Limiting mechanisms for the torque density of wind turbine drivetrains

Abstract

As wind turbines continue to increase in size, so do the loads acting on the drivetrain. To handle the higher loads the mass of the drivetrain needs to increase. A better understanding of this mass increase can result in lighter drivetrain design and provide an insight which drivetrain design has the lowest mass potential for large rotor diameters. In this thesis the limiting mechanisms, mass and torque density of three wind turbine drivetrains are investigated for an increasing rotor diameter. The limiting mechanisms in this thesis provide a theoretical limit to the minimum required mass of a drivetrain for increased loading. Through an extensive literature study the limiting mechanisms are found and three scaling models are developed to calculate the torque density of the drivetrains. The drivetrains that are being considered in this thesis are the drivetrain with gearbox and high-speed generator, the direct drivetrain and the hydraulic drivetrain. The following research questions are answered in this thesis: • What are the limiting mechanisms of the three investigated drivetrain types? • What are the achievable torque densities of the three investigated drivetrain configurations for increasing rotor diameters?
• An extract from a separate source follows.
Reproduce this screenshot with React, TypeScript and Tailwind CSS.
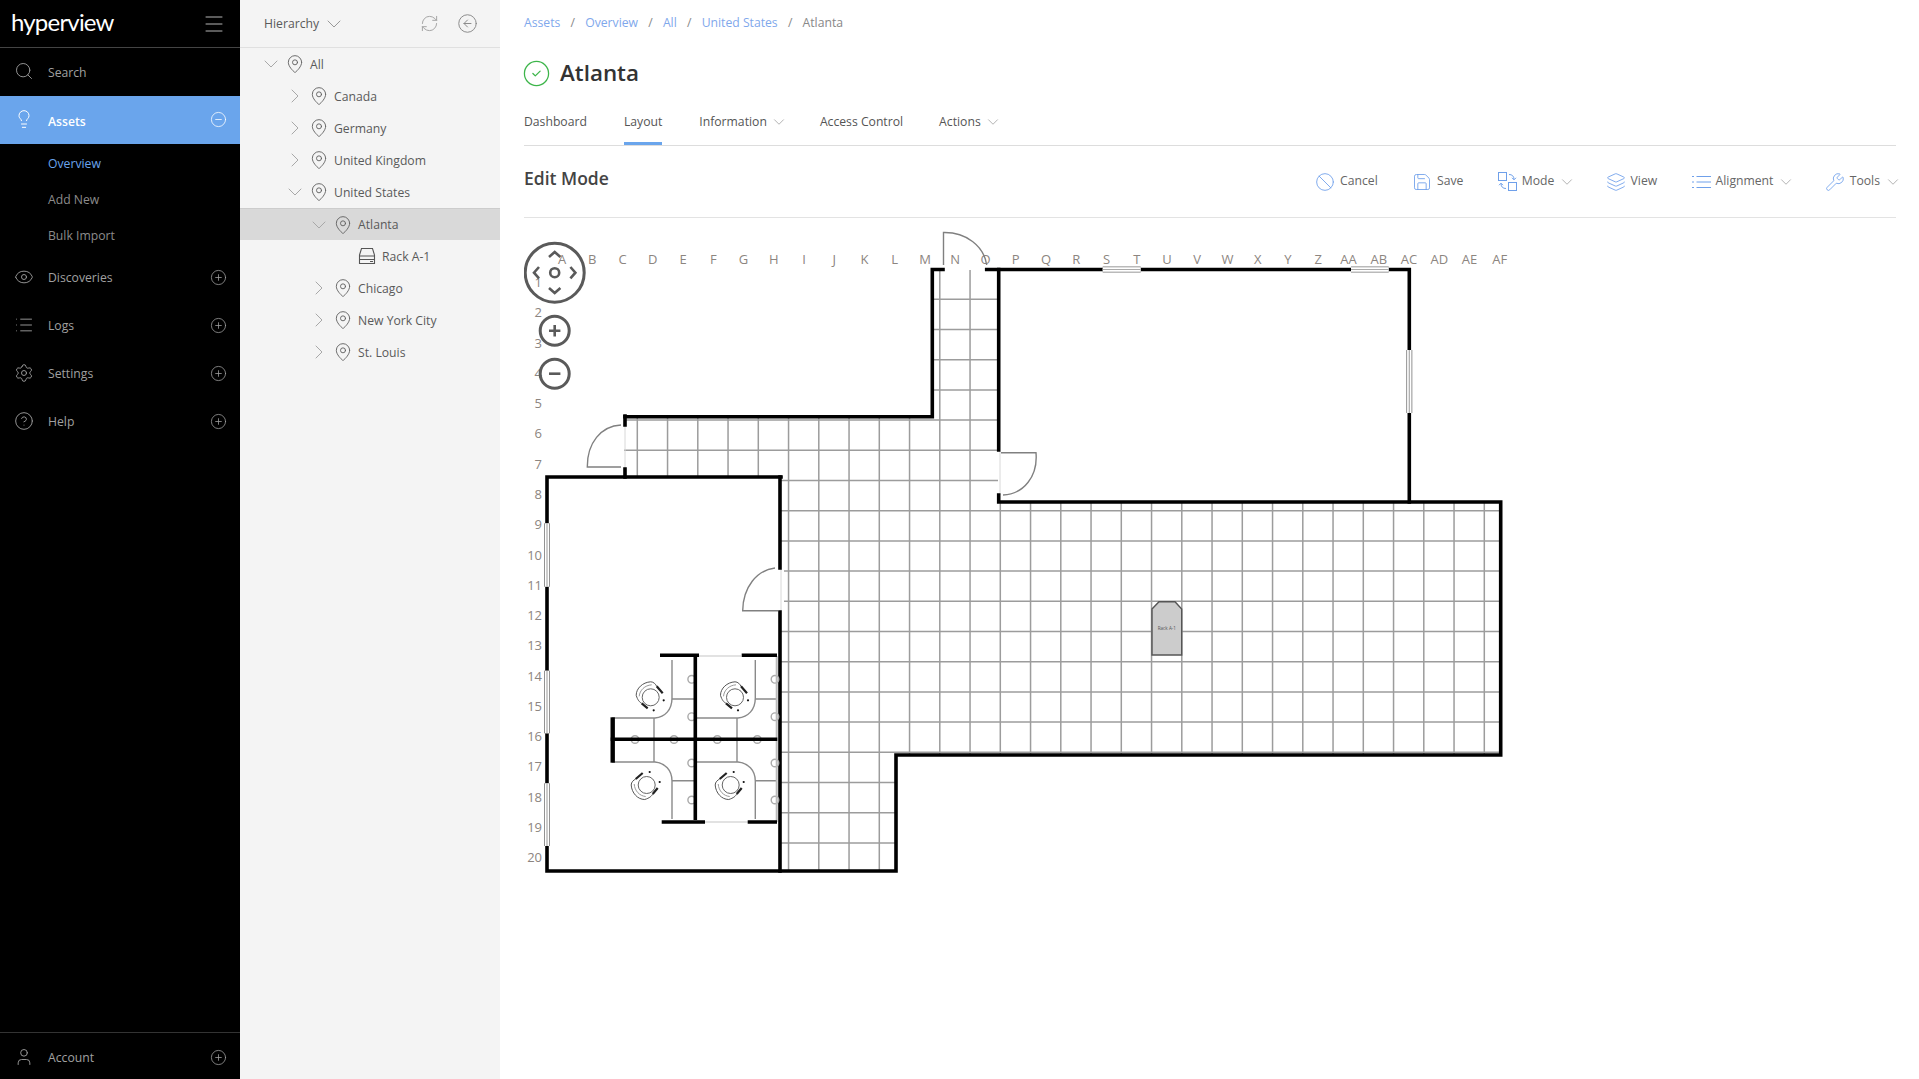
import React from "react";
import { Search, Lightbulb, Eye, List, Settings, CircleHelp, CirclePlus, CircleMinus, User, MapPin, ChevronDown, ChevronRight, RefreshCw, CircleArrowLeft, Ban, Save, Layers, Wrench, CircleCheck, Menu } from "lucide-react";

const cols = "A B C D E F G H I J K L M N O P Q R S T U V W X Y Z AA AB AC AD AE AF".split(" ");

function NavRow({ icon: I, label, cls = "h-12" }: { icon: any; label: string; cls?: string }) {
  return (
    <div className={`flex items-center pl-[14px] pr-[13px] text-[#a0a0a0] ${cls}`}>
      <I size={20} strokeWidth={1.1} className="shrink-0 mb-[2px]" />
      <span className="ml-[14px] flex-1">{label}</span>
      <CirclePlus size={17} strokeWidth={1.1} className="mb-[2px]" />
    </div>
  );
}

function TreeRow({ level, label, open, leaf, active }: { level: number; label: string; open?: boolean; leaf?: boolean; active?: boolean }) {
  const pad = ["pl-[24px]", "pl-[48px]", "pl-[72px]", "pl-[96px]"][level];
  return (
    <div className={`flex items-center h-8 ${pad} ${active ? "bg-[#d9d9d9] border-t border-[#cccccc]" : ""}`}>
      <span className="w-[14px] flex justify-center text-[#a8a8a8] shrink-0">
        {leaf ? null : open ? <ChevronDown size={24} strokeWidth={1} className="shrink-0" /> : <ChevronRight size={24} strokeWidth={1} className="shrink-0" />}
      </span>
      <span className="w-[20px] flex justify-center shrink-0 ml-[7px] text-[#5f5f5f]">
        {leaf ? <RackIcon /> : <MapPin size={20} strokeWidth={1.1} className="shrink-0" />}
      </span>
      <span className="ml-[5px] pt-[2px] text-[#5a5a5a]">{label}</span>
    </div>
  );
}

function RackIcon() {
  return (
    <svg width="18" height="18" viewBox="0 0 18 18" fill="none" stroke="#555" strokeWidth="1.1">
      <path d="M1.5 8 L3.5 1.5 H14.5 L16.5 8 V16.5 H1.5 Z" />
      <path d="M1.5 9 H16.5 M1.5 12.5 H16.5 M12 14.5 H15" />
    </svg>
  );
}

function ModeIcon() {
  return (
    <svg width="19" height="19" viewBox="0 0 19 19" fill="none" stroke="#6fa0ea" strokeWidth="1">
      <rect x="0.5" y="0.5" width="8" height="8" />
      <rect x="10.5" y="10.5" width="8" height="8" />
      <path d="M11 2.5 C14 2.5 16 4 16 7.5 M14 5.8 L16 7.8 L18 5.8 M8 16.5 C5 16.5 3 15 3 11.5 M1 13.2 L3 11.2 L5 13.2" />
    </svg>
  );
}

function AlignIcon() {
  return (
    <svg width="19" height="20" viewBox="0 0 19 20" fill="none" stroke="#6fa0ea" strokeWidth="1">
      <path d="M0 4.5 H2 M4.5 4.5 H19 M0 10 H2 M4.5 10 H19 M0 15.5 H2 M4.5 15.5 H19" />
    </svg>
  );
}

function Chev() {
  return <ChevronDown size={18} strokeWidth={1} className="ml-[3.5px] -mr-[4.5px] text-[#999999]" />;
}

function ToolItem({ icon, label, chev }: { icon: React.ReactNode; label: string; chev?: boolean }) {
  return (
    <div className="flex items-center text-[#666666]">
      {icon}
      <span className="ml-[5px]">{label}</span>
      {chev ? <Chev /> : null}
    </div>
  );
}

function Chair({ x, y, r }: { x: number; y: number; r: number }) {
  return (
    <g transform={`translate(${x} ${y}) rotate(${r})`} fill="none">
      <circle r="8.5" stroke="#666" strokeWidth="1" />
      <path d="M-14.5 -2 C-14.5 -9 -8 -15 0 -15.5 C3 -15.5 5 -13 6 -11 M-14.5 -2 C-13 3 -11 5 -9 6" stroke="#555" strokeWidth="1" />
      <path d="M-11.5 -1 C-11 -7 -6 -12 1 -12.5" stroke="#999" strokeWidth="1" />
      <path d="M6 -11 L12 -4 M-9 6 L-3 11" stroke="#222" strokeWidth="2.2" />
      <circle cx="13" cy="3" r="1.1" fill="#111" />
      <circle cx="3" cy="13" r="1.1" fill="#111" />
    </g>
  );
}

function Floorplan() {
  const wall = "#000";
  const vs = Array.from({ length: 29 }, (_, k) => 637.3 + 30.25 * k);
  const hs = Array.from({ length: 19 }, (_, k) => 299.3 + 30.2 * k);
  const windows = [
    [1102.7, 269.5, 1140.7, 269.5], [1351, 269.5, 1388.7, 269.5], [1409.3, 350, 1409.3, 413],
    [547, 523.3, 547, 586.7], [547, 670.7, 547, 733.3], [547, 783.3, 547, 846],
  ];
  const outlets = [
    [691.7, 679.3], [691.7, 716.7], [691.7, 763], [691.7, 800],
    [775, 679.3], [775, 716.7], [775, 763], [775, 800],
    [635, 739.5], [674, 739.5], [717.3, 739.5], [757.3, 739.5],
  ];
  return (
    <svg className="block" width="1000" height="680" viewBox="524 218 1000 680" fontFamily="'Open Sans', sans-serif">
      <defs>
        <clipPath id="floor">
          <path d="M932 270 H998 V502 H1500 V755 H896 V871 H780 V477 H624 V417 H932 Z" />
        </clipPath>
      </defs>
      {cols.map((c, i) => (
        <text key={c} x={562 + 30.25 * i} y={264} textAnchor="middle" fontSize="13" fill="#8c8580">{c}</text>
      ))}
      {Array.from({ length: 20 }, (_, i) => (
        <text key={i} x={542} y={287 + 30.28 * i} textAnchor="end" fontSize="13" fill="#8c8580">{i + 1}</text>
      ))}
      <g clipPath="url(#floor)" stroke="#9c9c9c" strokeWidth="1.5">
        {vs.map((x) => <line key={x} x1={x} x2={x} y1={260} y2={880} />)}
        {hs.map((y) => <line key={y} x1={620} x2={1505} y1={y} y2={y} />)}
      </g>
      <rect x="778" y="569" width="6" height="42" fill="#fff" />
      <path d="M781 569 V611 M625 425 V469 M1000 451 V495" stroke="#d8d8d8" strokeWidth="1" />
      <g fill="none" stroke={wall} strokeWidth="3.6" strokeLinecap="square">
        <path d="M943 269.5 H932.3 V416.7 H625" />
        <path d="M986.7 269.5 H998.7 V450" />
        <path d="M998.7 269.5 H1409.3 V502" />
        <path d="M625 416 V425 M625 469 V477" />
        <path d="M547 477 H781 M547 477 V871 H896 V755 H1500.7 V502 H998.7 V495" />
        <path d="M780 477 V568 M780 612 V871" />
      </g>
      {windows.map(([a, b, c, d], i) => (
        <g key={i}>
          <line x1={a} y1={b} x2={c} y2={d} stroke="#777" strokeWidth="6" />
          <line x1={a} y1={b} x2={c} y2={d} stroke="#fff" strokeWidth="4.4" />
          <line x1={a} y1={b} x2={c} y2={d} stroke="#aaa" strokeWidth="1.2" />
        </g>
      ))}
      <g fill="none" stroke="#808080" strokeWidth="1.4">
        <path d="M943.5 265 V232.5 C966 232 984 246 986.7 265" />
        <path d="M621 425 C601 426 587 443 587.3 467 H621" />
        <path d="M1001 452.7 H1036 C1038 476 1024 494 1003 495" />
        <path d="M775 568 C757 570 743 587 742.7 610.7 H778" />
      </g>
      {/* cubicles */}
      <g fill="none" stroke="#8a8a8a" strokeWidth="1.4">
        <path d="M672 660 V698 C672 710 665 717 655 718 H612 M672 699 H695 M654 718 V762 M612 762 H655 C665 763 672 770 672 781 V819 M672 780.7 H695" />
        <path d="M755.3 660 V698 C755.3 710 748 717 738 718 H696 M755.3 699 H777 M737 718 V762 M696 762 H738 C748 763 755.3 770 755.3 781 V819 M755.3 780.7 H777" />
        {outlets.map(([x, y], i) => <circle key={i} cx={x} cy={y} r="3.8" fill="#fff" stroke="#aaa" />)}
        <path d="M776.7 656 V822" stroke="#bbbbbb" strokeWidth="2" />
        <path d="M699 656 H741 M705 822 H748" stroke="#e2e2e2" strokeWidth="2" />
      </g>
      <g stroke="#000" strokeWidth="3.6" fill="none">
        <path d="M695.3 656 V820 M610.7 739.3 H777.3" />
        <path d="M660 655.3 H699 M741.7 655.3 H777 M661.7 822 H705 M747.7 822 H777" />
        <path d="M612.7 717.3 V762.7" strokeWidth="4.4" />
      </g>
      <Chair x={650.7} y={697.3} r={0} />
      <Chair x={735} y={697.3} r={0} />
      <Chair x={646.7} y={785} r={-90} />
      <Chair x={730.7} y={785} r={-90} />
      {/* rack */}
      <path d="M1152 609 L1159 601.7 H1175 L1181.7 609 V655 H1152 Z" fill="#cccccc" stroke="#555" strokeWidth="1.4" />
      <text x="1166.8" y="630" textAnchor="middle" fontSize="4.6" fill="#555">Rack A-1</text>
      {/* controls */}
      <g fill="none" stroke="#5a5a5a" strokeWidth="3">
        <circle cx="554.7" cy="272.7" r="29.5" />
        <circle cx="554.7" cy="272.7" r="4.5" strokeWidth="2.6" />
        <path d="M549 257 L554.7 252 L560.4 257 M549 288 L554.7 293 L560.4 288 M539 267 L534 272.7 L539 278.4 M570.4 267 L575.4 272.7 L570.4 278.4" strokeWidth="2.6" />
        <circle cx="554.7" cy="330.7" r="14.5" />
        <path d="M549 330.7 H560.4 M554.7 325 V336.4" strokeWidth="2.6" />
        <circle cx="554.7" cy="373.7" r="14.5" />
        <path d="M549 373.7 H560.4" strokeWidth="2.6" />
      </g>
    </svg>
  );
}

export default function App() {
  return (
    <div className="flex h-[1079px] w-[1919px] overflow-hidden bg-white text-[12.2px] font-['Open_Sans',sans-serif]">
      <aside className="w-[240px] shrink-0 bg-black flex flex-col">
        <div className="h-12 border-b border-[#444444] flex items-center pl-[11px] pr-[14px] justify-between">
          <span className="text-white text-[24px] leading-none font-['Lato',sans-serif] tracking-[-0.8px] mb-[4px]">hyperview</span>
          <Menu size={24} strokeWidth={1} className="text-[#b5b5b5]" />
        </div>
        <div className="flex items-center h-12 pl-[14px] text-[#a0a0a0]">
          <Search size={20} strokeWidth={1.1} className="mb-[2px]" />
          <span className="ml-[14px] pt-[3px]">Search</span>
        </div>
        <div className="flex items-center h-12 pl-[14px] pr-[13px] bg-[#6aa5ec] text-white">
          <Lightbulb size={20} strokeWidth={1.2} className="mb-[2px]" />
          <span className="ml-[14px] flex-1 font-semibold pt-[4px]">Assets</span>
          <CircleMinus size={17} strokeWidth={1.1} className="mb-[2px]" />
        </div>
        <div className="flex flex-col pl-[48px] pt-[2px]">
          <div className="h-9 flex items-center text-[#6aa5ec]">Overview</div>
          <div className="h-9 flex items-center text-[#8c8c8c]">Add New</div>
          <div className="h-9 flex items-center text-[#8c8c8c]">Bulk Import</div>
        </div>
        <NavRow icon={Eye} label="Discoveries" />
        <NavRow icon={List} label="Logs" />
        <NavRow icon={Settings} label="Settings" />
        <NavRow icon={CircleHelp} label="Help" />
        <div className="flex-1" />
        <div className="border-t border-[#333333]">
          <NavRow icon={User} label="Account" cls="h-[46px] pt-[4px]" />
        </div>
      </aside>

      <section className="w-[260px] shrink-0 bg-[#f4f4f4]">
        <div className="h-12 border-b border-[#e0e0e0] flex items-center pl-[24px] pr-[22px] text-[#5a5a5a]">
          <span className="pt-[1px]">Hierarchy</span>
          <ChevronDown size={24} strokeWidth={1} className="ml-[3px] text-[#999999]" />
          <div className="flex-1" />
          <RefreshCw size={19} strokeWidth={1.1} className="text-[#999999]" />
          <CircleArrowLeft size={21} strokeWidth={1.1} className="ml-[18px] text-[#888888]" />
        </div>
        <TreeRow level={0} label="All" open />
        <TreeRow level={1} label="Canada" />
        <TreeRow level={1} label="Germany" />
        <TreeRow level={1} label="United Kingdom" />
        <TreeRow level={1} label="United States" open />
        <TreeRow level={2} label="Atlanta" open active />
        <TreeRow level={3} label="Rack A-1" leaf />
        <TreeRow level={2} label="Chicago" />
        <TreeRow level={2} label="New York City" />
        <TreeRow level={2} label="St. Louis" />
      </section>

      <main className="flex-1 pl-[24px] pr-[23px] min-w-0">
        <div className="h-[44px] pt-[2px] flex items-center gap-[10.2px] text-[#7fa8ec]">
          <span>Assets</span><span className="text-[#888888]">/</span>
          <span>Overview</span><span className="text-[#888888]">/</span>
          <span>All</span><span className="text-[#888888]">/</span>
          <span>United States</span><span className="text-[#888888]">/</span>
          <span className="text-[#888888]">Atlanta</span>
        </div>
        <div className="h-[58px] flex items-center">
          <CircleCheck size={29} strokeWidth={1.05} className="text-[#3db54a] -ml-[2px]" />
          <h1 className="ml-[9px] text-[22.4px] font-semibold text-[#333333]">Atlanta</h1>
        </div>
        <div className="flex h-[44px] border-b border-[#dddddd] text-[#555555]">
          <div className="flex items-center h-full pb-[3px]">Dashboard</div>
          <div className="flex items-center h-full ml-[37px] border-b-[3px] border-[#6aa5ec]">Layout</div>
          <div className="flex items-center h-full ml-[37px] pb-[3px]">Information<Chev /></div>
          <div className="flex items-center h-full ml-[36px] pb-[3px]">Access Control</div>
          <div className="flex items-center h-full ml-[36px] pb-[3px]">Actions<Chev /></div>
        </div>
        <div className="h-[72px] border-b border-[#e3e3e3] flex items-center justify-between">
          <h2 className="text-[17.5px] font-semibold text-[#444444] mb-[7px]">Edit Mode</h2>
          <div className="flex items-center gap-[34.3px] -mr-[1px]">
            <ToolItem icon={<Ban size={20} strokeWidth={1.05} className="text-[#6fa0ea]" />} label="Cancel" />
            <ToolItem icon={<Save size={20} strokeWidth={1.05} className="text-[#6fa0ea]" />} label="Save" />
            <ToolItem icon={<ModeIcon />} label="Mode" chev />
            <ToolItem icon={<Layers size={20} strokeWidth={1.05} className="text-[#6fa0ea]" />} label="View" />
            <ToolItem icon={<AlignIcon />} label="Alignment" chev />
            <ToolItem icon={<Wrench size={20} strokeWidth={1.05} className="text-[#6fa0ea]" />} label="Tools" chev />
          </div>
        </div>
        <Floorplan />
      </main>
    </div>
  );
}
Two limiting mechanisms are found for the drivetrain with gearbox and high-speed generator: Tooth flank stress (1.72 GPa) and Root bending stress (0.24 GPa). The Tooth flank stress is found to be governed by the Hertzian contact strength while the root bending stress is governed by the flexural strength. Two limiting mechanisms for the RFPMSG are found for the airgap flux density (1 T) and the current loading (30 - 200 kA/m) in the generator windings. The airgap flux density is limited by the saturation of the stator teeth material in the generator whereas the current loading is limited by the heat dissipation of the windings and stator laminations. For the hydraulic pump, the limiting mechanism is found at the interaction of the camring and the cam roller. The maximum stress that is allowed at this point is determined by the Hertzian contact strength of the material and is found to be (1.72 GPa). Using the limiting mechanisms of the three drivetrain configurations, scaling models for the mass and torque density of the three drivetrains have been developed.